Apply local in-process caching to absorb reads before they reach the shared cache tier.
Split a single logical key into N physical keys with transparent aggregation on write and read.
Coalesce concurrent requests for the same key into a single upstream fetch.
Provide a control plane API for manual key promotion and demotion.

Non-Functional Requirements

Detection latency must be under 5 seconds from hot-key onset to mitigation activation.
Local cache hit must add no more than 50 microseconds of overhead.
Key splitting must be transparent: callers use the original key and receive the correct aggregated value.
Coalescing must not introduce correctness issues under concurrent invalidation.

Data Model

HotKeyRegistry: key_hash, raw_key, detected_at, mitigation_type (local_cache | split | coalesce), split_factor, ttl_seconds, status.
LocalCacheEntry: key_hash, value_bytes, populated_at, expires_at, hit_count.
CoalesceSlot: key_hash, inflight_request_id, waiters (list of goroutine/thread handles), result, err, resolved_at.
FrequencyCounter: key_hash, window_start, count — stored in a sliding-window structure per proxy process.

Hot Key Detection Algorithm

Each cache proxy process maintains a Count-Min Sketch per 1-second time window. The sketch uses four hash functions over 2048 buckets, giving accurate frequency estimates with O(1) memory per key regardless of cardinality.

On each cache request the proxy increments the sketch counter for the request key. At the end of each window, keys whose estimated count exceeds a configurable threshold — for example, 1000 requests per second per proxy instance — are reported to a central aggregator. The aggregator sums counts across all proxy instances. If the cluster-wide frequency exceeds the hot-key threshold, the key is written to the HotKeyRegistry and mitigation activates within the next proxy heartbeat cycle, typically under 2 seconds.

Local In-Process Cache

Each proxy or application server maintains a small fixed-size LRU cache, typically 512 to 2048 entries, populated only for keys in the HotKeyRegistry. This cache is backed by a concurrent hash map with striped locking.

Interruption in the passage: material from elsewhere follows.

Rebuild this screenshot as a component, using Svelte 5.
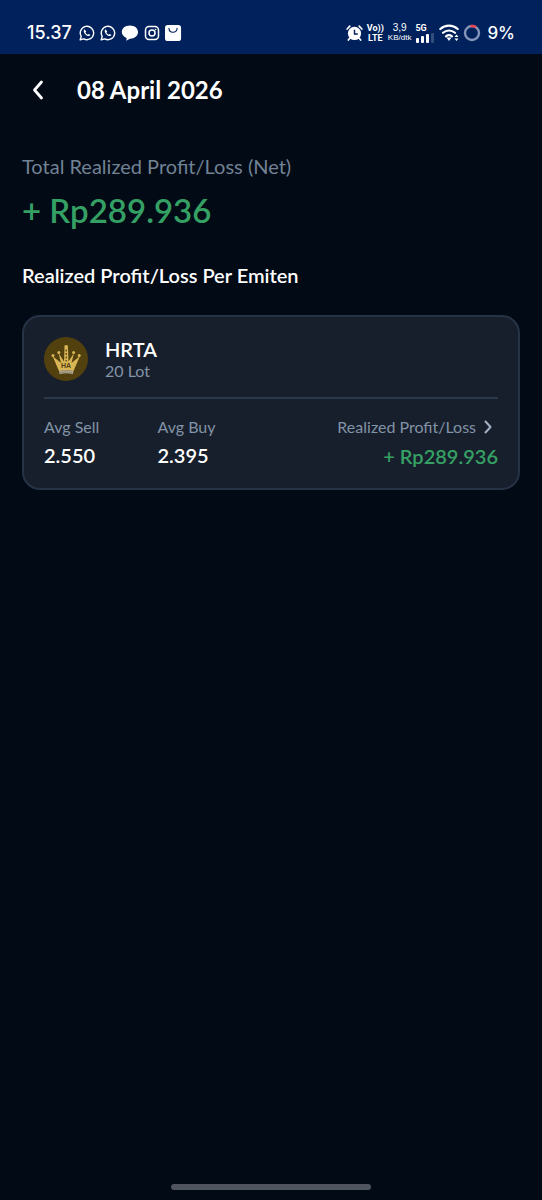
<script>
	let date = "08 April 2026";
	let total = "+ Rp289.936";

	let items = [
		{ code: "HRTA", lot: "20 Lot", sell: "2.550", buy: "2.395", profit: "+ Rp289.936" }
	];
</script>

<div class="screen">
	<div class="status">
		<div class="status-left">
			<span class="clock">15.37</span>
			{#each [1, 2] as n (n)}
				<svg width="16" height="16" viewBox="0 0 16 16" fill="none" stroke="#fff">
					<path d="M1.2 14.8l1-3.4a6.7 6.7 0 1 1 2.6 2.5z" stroke-width="1.4" stroke-linejoin="round" />
					<path d="M5.5 4.2c-1.6 1.5-.6 3.6 1 5.2 1.7 1.6 3.7 2.5 5 .7l-1.8-1.2-1 .8C7.6 9.2 6.8 8.4 6.4 7.4l.8-.9z" fill="#fff" stroke="none" />
				</svg>
			{/each}
			<svg width="18" height="16" viewBox="0 0 18 16" fill="#fff">
				<path d="M9 .5c4.6 0 8 2.8 8 6.600s-3.400 6.700-8 6.700l-3.800 2 .5-2.700C2.800 12 .8 9.800.8 7.100.8 3.300 4.400.5 9 .5z" />
			</svg>
			<svg width="16" height="16" viewBox="0 0 16 16" fill="none" stroke="#fff" stroke-width="1.5">
				<rect x="1.5" y="1.5" width="13" height="13" rx="3.5" />
				<circle cx="8" cy="8" r="3" />
				<circle cx="11.6" cy="4.4" r=".5" fill="#fff" stroke-width=".6" />
			</svg>
			<svg width="17" height="17" viewBox="0 0 18 18">
				<rect x="0" y="0" width="17" height="17" rx="3" fill="#fff" />
				<path d="M4.200 3.500c0 5.600 8.600 5.600 8.600 0" fill="none" stroke="#00215c" stroke-width="1.200" stroke-linecap="round" />
			</svg>
		</div>
		<div class="status-right">
			<svg width="17" height="18" viewBox="0 0 18 18">
				<circle cx="9" cy="9.5" r="7" fill="#fff" />
				<path d="M1.2 4.8l2.8-3M16.8 4.8l-2.8-3M4 14.5l-1.5 2M14 14.5l1.500 2" stroke="#fff" stroke-width="1.8" stroke-linecap="round" />
				<path d="M9 5.5v4.500h3.500" fill="none" stroke="#00215c" stroke-width="1.5" />
			</svg>
			<span class="stack volte"><b>Vo))</b><b>LTE</b></span>
			<span class="stack speed"><span class="rate">3,9</span><span>KB/dtk</span></span>
			<span class="stack signal">
				<b>5G</b>
				<svg width="19" height="10" viewBox="0 0 19 10" fill="#fff">
					<rect x="1" y="5" width="3" height="5" rx="1" />
					<rect x="6" y="3" width="3" height="7" rx="1" />
					<rect x="11" y="1" width="3" height="9" rx="1" />
					<rect x="16" y="0" width="3" height="10" rx="1" opacity=".2" />
				</svg>
			</span>
			<svg width="20" height="18" viewBox="0 0 20 18" fill="none" stroke="#fff" stroke-width="2.2" stroke-linecap="round">
				<path d="M1.3 5c5-4.400 12.400-4.400 17.400 0M4 8.800c3.500-3.100 8.500-3.100 12 0M7 12.300c1.800-1.400 4.200-1.400 6 0" />
				<path d="M7.5 13.500h5L10 17z" fill="#fff" stroke="none" />
				<path d="M15.5 13l2-2.500 2 2.500zM15.500 14.500l2 2.500 2-2.500z" fill="#fff" stroke="none" />
			</svg>
			<svg width="18" height="18" viewBox="0 0 18 18" fill="none" stroke-width="2.4">
				<circle cx="9" cy="9" r="7" stroke="#8394b8" />
				<path d="M7.5 2.2a7 7 0 0 1 5.5 1" stroke="#f04452" />
			</svg>
			<span class="percent">9%</span>
		</div>
	</div>

	<header>
		<button class="back" aria-label="Kembali">
			<svg width="12" height="20" viewBox="0 0 12 20" fill="none" stroke="#fff" stroke-width="2.8" stroke-linecap="round" stroke-linejoin="round">
				<path d="M9.5 2L2.5 10l7 8" />
			</svg>
		</button>
		<h1>{date}</h1>
	</header>

	<main>
		<p class="label">Total Realized Profit/Loss (Net)</p>
		<p class="total">{total}</p>
		<h2>Realized Profit/Loss Per Emiten</h2>

		{#each items as item (item.code)}
			<section class="card">
				<div class="emiten">
					<svg width="44" height="44" viewBox="0 0 44 44">
						<circle cx="22" cy="22" r="22" fill="#53400f" />
						<g fill="#d8b555">
							<path d="M15 34L8.500 19l8.500 7L14.500 16l5.500 8.500L20.500 11h3.500l.5 13.500L30 16l-2.500 10 8.500-7-6.500 15q-7-1.500-14.500 0z" />
							<circle cx="9" cy="18.500" r="1.500" />
							<circle cx="14.800" cy="15.500" r="1.500" />
							<circle cx="22.200" cy="9.800" r="1.900" />
							<circle cx="29.600" cy="15.500" r="1.500" />
							<circle cx="35.200" cy="18.500" r="1.500" />
						</g>
						<path d="M22.200 12.500v12" stroke="#53400f" stroke-width="1.200" stroke-dasharray="2 1.500" />
						<path d="M15 34q7-1.500 14.500 0l-.6 3q-6.500-1.500-13.300 0z" fill="#b4aa98" />
						<path d="M16 35.600q6-1.300 12.300 0" fill="none" stroke="#6f675b" stroke-width=".8" stroke-dasharray="1.500 .7" />
						<text x="22" y="31" text-anchor="middle">HA</text>
					</svg>
					<div>
						<h3>{item.code}</h3>
						<p class="lot">{item.lot}</p>
					</div>
				</div>
				<div class="figures">
					<dl>
						<dt>Avg Sell</dt>
						<dd>{item.sell}</dd>
					</dl>
					<dl>
						<dt>Avg Buy</dt>
						<dd>{item.buy}</dd>
					</dl>
					<div class="result">
						<button class="detail">
							Realized Profit/Loss
							<svg width="8" height="14" viewBox="0 0 8 14" fill="none" stroke="#a3b1c4" stroke-width="2" stroke-linejoin="round">
								<path d="M1 1l5.500 6L1 13" />
							</svg>
						</button>
						<span class="profit">{item.profit}</span>
					</div>
				</div>
			</section>
		{/each}
	</main>

	<div class="home"></div>
</div>

<style>
	:global(body) {
		background: #020a16;
	}
	.screen {
		display: flex;
		flex-direction: column;
		min-height: 100vh;
		background: #020a16;
		color: #fff;
		font-family: Lato, sans-serif;
	}
	h1, h2, h3, p, dl, dd {
		margin: 0;
	}
	svg {
		display: block;
		flex: none;
	}
	button {
		padding: 0;
		border: 0;
		background: none;
		color: inherit;
		font: inherit;
		cursor: pointer;
	}

	.status {
		display: flex;
		align-items: center;
		justify-content: space-between;
		padding: 12px 27px 0;
		height: 42px;
		background: #00215c;
	}
	.status-left,
	.status-right {
		display: flex;
		align-items: center;
	}
	.status-left {
		gap: 5px;
	}
	.status-right {
		gap: 4px;
	}
	.clock,
	.percent {
		font: 500 18px/20px Inter, sans-serif;
	}
	.clock {
		margin-right: 2px;
	}
	.percent {
		margin-left: 2px;
		font-size: 17px;
	}
	.stack {
		display: flex;
		flex-direction: column;
		align-items: center;
		font: 400 8px/10px "Liberation Sans", sans-serif;
	}
	.volte,
	.signal {
		font-family: Roboto, sans-serif;
		font-size: 9px;
	}
	.speed .rate {
		font-size: 10px;
	}
	.signal {
		align-items: flex-start;
		margin-right: 1px;
	}

	header {
		display: flex;
		align-items: center;
		gap: 23px;
		height: 72px;
		padding: 0 22px;
	}
	.back {
		display: flex;
		justify-content: center;
		padding: 6px 10px;
	}
	h1 {
		font-size: 24px;
		line-height: 30px;
		font-weight: 700;
	}

	main {
		flex: 1;
		padding: 28px 22px;
	}
	.label {
		font-size: 20px;
		line-height: 24px;
		color: #718294;
	}
	.total {
		margin-top: 10px;
		font-size: 33px;
		line-height: 44px;
		font-weight: 600;
		color: #35a064;
	}
	h2 {
		margin: 31px 0 28px;
		font-size: 20px;
		line-height: 24px;
		font-weight: 600;
	}

	.card {
		padding: 20px;
		border: 2px solid #263345;
		border-radius: 18px;
		background: #181f2c;
	}
	.emiten {
		display: flex;
		align-items: center;
		gap: 17px;
		padding-bottom: 16px;
		border-bottom: 2px solid #2a384a;
	}
	.emiten text {
		font: 700 7px "Liberation Sans", sans-serif;
		fill: #53400f;
	}
	h3 {
		font-size: 20px;
		line-height: 24px;
		font-weight: 600;
	}
	.lot {
		font-size: 16px;
		line-height: 20px;
		color: #8193a6;
	}
	.figures {
		display: grid;
		grid-template-columns: 1fr 1fr 2fr;
		padding-top: 16px;
	}
	dt,
	.detail {
		font-size: 16px;
		line-height: 24px;
		color: #8193a6;
	}
	dd {
		margin-top: 4px;
		font-size: 20px;
		line-height: 24px;
		font-weight: 600;
	}
	.result {
		display: flex;
		flex-direction: column;
		align-items: flex-end;
	}
	.detail {
		display: flex;
		align-items: center;
		gap: 8px;
		margin-right: 6px;
	}
	.profit {
		margin-top: 5px;
		font-size: 20px;
		line-height: 24px;
		font-weight: 600;
		color: #35a064;
	}

	.home {
		align-self: center;
		width: 37%;
		height: 6px;
		margin-bottom: 10px;
		border-radius: 3px;
		background: #50545e;
	}
</style>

On a registry hit, the local cache is checked before any network call to the shared cache.
TTL for local cache entries is set to a fraction of the shared cache TTL, typically one-fifth, to bound staleness.
On write or invalidation of the original key, a pub-sub channel broadcasts invalidation to all proxy instances, which immediately evict the local entry.

Key Splitting with Aggregation

For mutable keys — counters, sets, or lists — the local cache alone is insufficient. Key splitting distributes a single logical key across N physical shards in the cache cluster:

On write, the value delta is applied to shard key:rand(0,N-1), chosen at random to distribute write load.
On read, the proxy fetches all N shards in parallel and aggregates: summing for counters, unioning for sets, or merging sorted lists.
N is chosen based on the hot-key frequency divided by the per-node write capacity, rounded up to the next power of two.
A background reconciliation job periodically re-balances shard values to prevent drift under non-uniform write patterns.

Request Coalescing

When a hot key entry is absent from the local cache and a fetch is required, multiple concurrent requests for the same key are collapsed into a single upstream call using a singleflight pattern:

The first request for a given key acquires ownership of a CoalesceSlot and issues the upstream fetch.
Subsequent requests for the same key during the fetch period register as waiters on the slot.
When the fetch completes, the result is broadcast to all waiters atomically.
If the fetch fails, all waiters receive the error immediately rather than each retrying independently, which would amplify load on a degraded backend.

The coalesce window is bounded by a maximum wait timeout. If the upstream fetch exceeds this timeout, waiters can optionally be served a stale value from the local cache if one exists.

API Design

GET /hotkeys — list currently detected hot keys with frequency, mitigation type, and split factor.
POST /hotkeys/{key}/promote — manually force a key into the hot-key registry with a specified mitigation type.
DELETE /hotkeys/{key} — remove a key from the registry and deactivate mitigation.
GET /hotkeys/{key}/stats — return hit rate, local cache hit ratio, coalesce collapse ratio, and split shard counts.

Scalability and Observability

Detection is fully distributed with no single point of coordination. The aggregator is lightweight and can be replicated. Local caches are process-local and require no cross-instance synchronization beyond invalidation pub-sub.

Key metrics: local cache hit ratio per hot key, coalesce collapse ratio (waiters served per upstream fetch), split read fan-out latency, detection latency from onset to registry write, and frequency sketch estimation error rate validated against exact counts sampled at low frequency.